Provided information >>
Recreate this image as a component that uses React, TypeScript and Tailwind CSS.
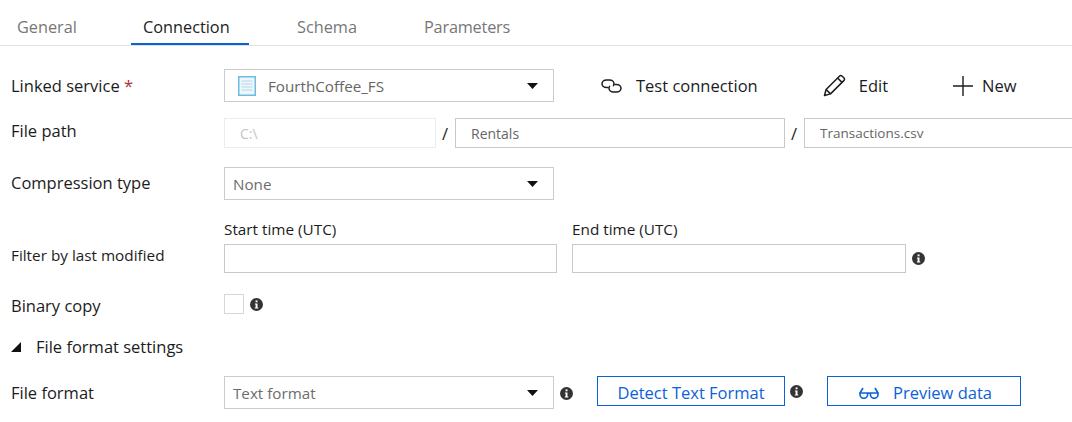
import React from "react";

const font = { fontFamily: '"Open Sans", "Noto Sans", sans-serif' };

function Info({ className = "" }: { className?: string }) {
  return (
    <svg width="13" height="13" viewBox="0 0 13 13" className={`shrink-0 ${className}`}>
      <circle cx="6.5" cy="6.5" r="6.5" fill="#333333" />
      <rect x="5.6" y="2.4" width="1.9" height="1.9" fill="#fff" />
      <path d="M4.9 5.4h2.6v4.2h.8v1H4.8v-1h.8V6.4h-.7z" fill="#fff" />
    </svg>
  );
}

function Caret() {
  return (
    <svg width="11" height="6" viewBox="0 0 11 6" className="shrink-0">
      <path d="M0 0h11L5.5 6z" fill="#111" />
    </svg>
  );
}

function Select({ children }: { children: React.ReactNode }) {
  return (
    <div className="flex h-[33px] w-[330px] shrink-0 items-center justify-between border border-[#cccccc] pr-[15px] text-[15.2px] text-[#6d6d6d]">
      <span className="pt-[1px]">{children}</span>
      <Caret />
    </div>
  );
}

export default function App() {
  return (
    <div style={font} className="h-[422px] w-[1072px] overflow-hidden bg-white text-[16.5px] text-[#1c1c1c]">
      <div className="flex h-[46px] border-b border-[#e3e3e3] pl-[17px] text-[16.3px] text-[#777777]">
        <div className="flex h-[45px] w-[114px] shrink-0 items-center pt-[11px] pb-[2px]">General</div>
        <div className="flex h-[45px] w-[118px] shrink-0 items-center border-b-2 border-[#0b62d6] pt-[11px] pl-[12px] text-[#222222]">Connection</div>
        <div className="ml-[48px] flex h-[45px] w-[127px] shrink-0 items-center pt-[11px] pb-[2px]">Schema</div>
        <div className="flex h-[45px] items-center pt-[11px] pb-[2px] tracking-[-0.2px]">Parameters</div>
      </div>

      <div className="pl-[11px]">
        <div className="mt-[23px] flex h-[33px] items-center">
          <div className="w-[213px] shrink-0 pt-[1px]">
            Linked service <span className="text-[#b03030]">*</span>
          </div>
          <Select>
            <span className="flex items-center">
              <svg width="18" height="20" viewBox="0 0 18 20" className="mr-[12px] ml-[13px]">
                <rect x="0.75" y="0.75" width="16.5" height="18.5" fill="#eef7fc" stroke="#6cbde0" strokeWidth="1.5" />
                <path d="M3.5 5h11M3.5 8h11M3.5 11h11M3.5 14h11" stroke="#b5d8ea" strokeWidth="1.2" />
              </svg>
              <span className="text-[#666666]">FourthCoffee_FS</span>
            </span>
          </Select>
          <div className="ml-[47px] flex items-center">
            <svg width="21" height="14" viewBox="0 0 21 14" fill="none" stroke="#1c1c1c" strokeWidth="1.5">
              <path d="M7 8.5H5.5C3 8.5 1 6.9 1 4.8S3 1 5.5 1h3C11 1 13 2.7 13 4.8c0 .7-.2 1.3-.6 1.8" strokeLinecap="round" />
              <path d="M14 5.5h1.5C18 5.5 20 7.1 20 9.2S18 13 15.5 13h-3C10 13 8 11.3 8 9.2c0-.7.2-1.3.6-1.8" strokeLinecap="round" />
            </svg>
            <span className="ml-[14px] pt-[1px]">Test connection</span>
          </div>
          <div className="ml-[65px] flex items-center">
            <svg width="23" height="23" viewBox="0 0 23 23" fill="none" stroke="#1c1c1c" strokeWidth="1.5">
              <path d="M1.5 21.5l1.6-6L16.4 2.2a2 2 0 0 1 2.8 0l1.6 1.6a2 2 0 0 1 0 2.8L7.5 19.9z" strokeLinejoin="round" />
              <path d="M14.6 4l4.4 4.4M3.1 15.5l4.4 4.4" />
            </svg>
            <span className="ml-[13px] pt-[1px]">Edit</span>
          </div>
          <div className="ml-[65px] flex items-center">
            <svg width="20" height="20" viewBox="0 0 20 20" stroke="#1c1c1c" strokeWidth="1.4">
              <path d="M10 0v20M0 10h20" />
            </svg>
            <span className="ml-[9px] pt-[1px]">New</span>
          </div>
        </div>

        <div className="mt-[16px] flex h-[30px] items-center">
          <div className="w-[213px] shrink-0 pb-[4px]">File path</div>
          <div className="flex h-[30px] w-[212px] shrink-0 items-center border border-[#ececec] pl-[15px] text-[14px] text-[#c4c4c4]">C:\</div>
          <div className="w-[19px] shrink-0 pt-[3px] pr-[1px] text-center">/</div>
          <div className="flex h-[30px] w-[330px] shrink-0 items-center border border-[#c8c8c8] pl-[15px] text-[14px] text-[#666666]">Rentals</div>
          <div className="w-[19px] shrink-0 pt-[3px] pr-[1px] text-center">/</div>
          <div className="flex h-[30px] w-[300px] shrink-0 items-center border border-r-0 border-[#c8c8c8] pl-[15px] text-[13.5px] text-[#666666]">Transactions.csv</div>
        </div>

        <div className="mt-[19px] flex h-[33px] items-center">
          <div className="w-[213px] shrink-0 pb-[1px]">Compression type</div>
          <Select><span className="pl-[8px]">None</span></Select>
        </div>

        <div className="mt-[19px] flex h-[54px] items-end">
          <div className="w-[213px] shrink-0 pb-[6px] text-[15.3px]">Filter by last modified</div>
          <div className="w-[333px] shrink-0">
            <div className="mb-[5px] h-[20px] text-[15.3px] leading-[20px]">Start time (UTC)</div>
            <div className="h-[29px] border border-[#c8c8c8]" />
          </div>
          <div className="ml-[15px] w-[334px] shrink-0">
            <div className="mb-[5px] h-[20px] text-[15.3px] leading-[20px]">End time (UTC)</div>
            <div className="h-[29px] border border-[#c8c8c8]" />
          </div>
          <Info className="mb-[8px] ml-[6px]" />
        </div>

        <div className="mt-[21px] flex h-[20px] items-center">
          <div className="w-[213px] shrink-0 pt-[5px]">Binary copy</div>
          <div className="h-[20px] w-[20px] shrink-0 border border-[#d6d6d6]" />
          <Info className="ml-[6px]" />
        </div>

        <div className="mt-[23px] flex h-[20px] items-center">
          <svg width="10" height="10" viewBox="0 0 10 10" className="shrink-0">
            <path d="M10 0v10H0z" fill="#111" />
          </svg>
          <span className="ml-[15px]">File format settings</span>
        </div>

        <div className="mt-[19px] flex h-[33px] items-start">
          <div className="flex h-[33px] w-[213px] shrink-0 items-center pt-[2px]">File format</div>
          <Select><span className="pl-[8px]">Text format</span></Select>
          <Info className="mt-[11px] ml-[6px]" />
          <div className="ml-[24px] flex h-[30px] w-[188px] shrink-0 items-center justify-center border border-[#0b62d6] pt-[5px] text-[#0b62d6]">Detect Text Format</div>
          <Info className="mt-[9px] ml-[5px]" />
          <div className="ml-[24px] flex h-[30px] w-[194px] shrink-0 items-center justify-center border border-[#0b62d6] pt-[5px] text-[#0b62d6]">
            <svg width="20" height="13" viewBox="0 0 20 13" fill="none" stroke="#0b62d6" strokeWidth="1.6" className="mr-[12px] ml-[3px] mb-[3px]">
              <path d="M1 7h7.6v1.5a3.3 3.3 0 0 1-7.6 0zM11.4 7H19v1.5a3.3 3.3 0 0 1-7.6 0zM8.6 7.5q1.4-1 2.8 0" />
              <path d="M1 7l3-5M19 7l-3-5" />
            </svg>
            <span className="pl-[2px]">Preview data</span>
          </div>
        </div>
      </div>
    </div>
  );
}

* * *

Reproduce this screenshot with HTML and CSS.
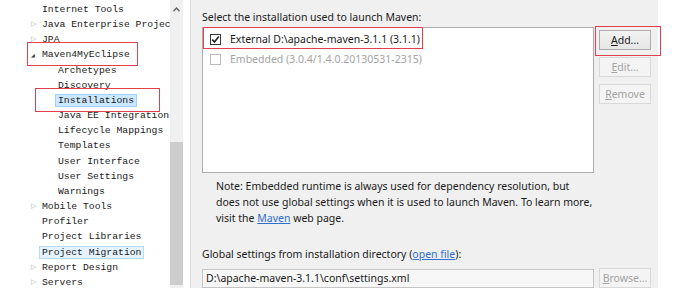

Task to complete >> Give only the number of lines in the preceding material that contain the string "this".

Response below >> 2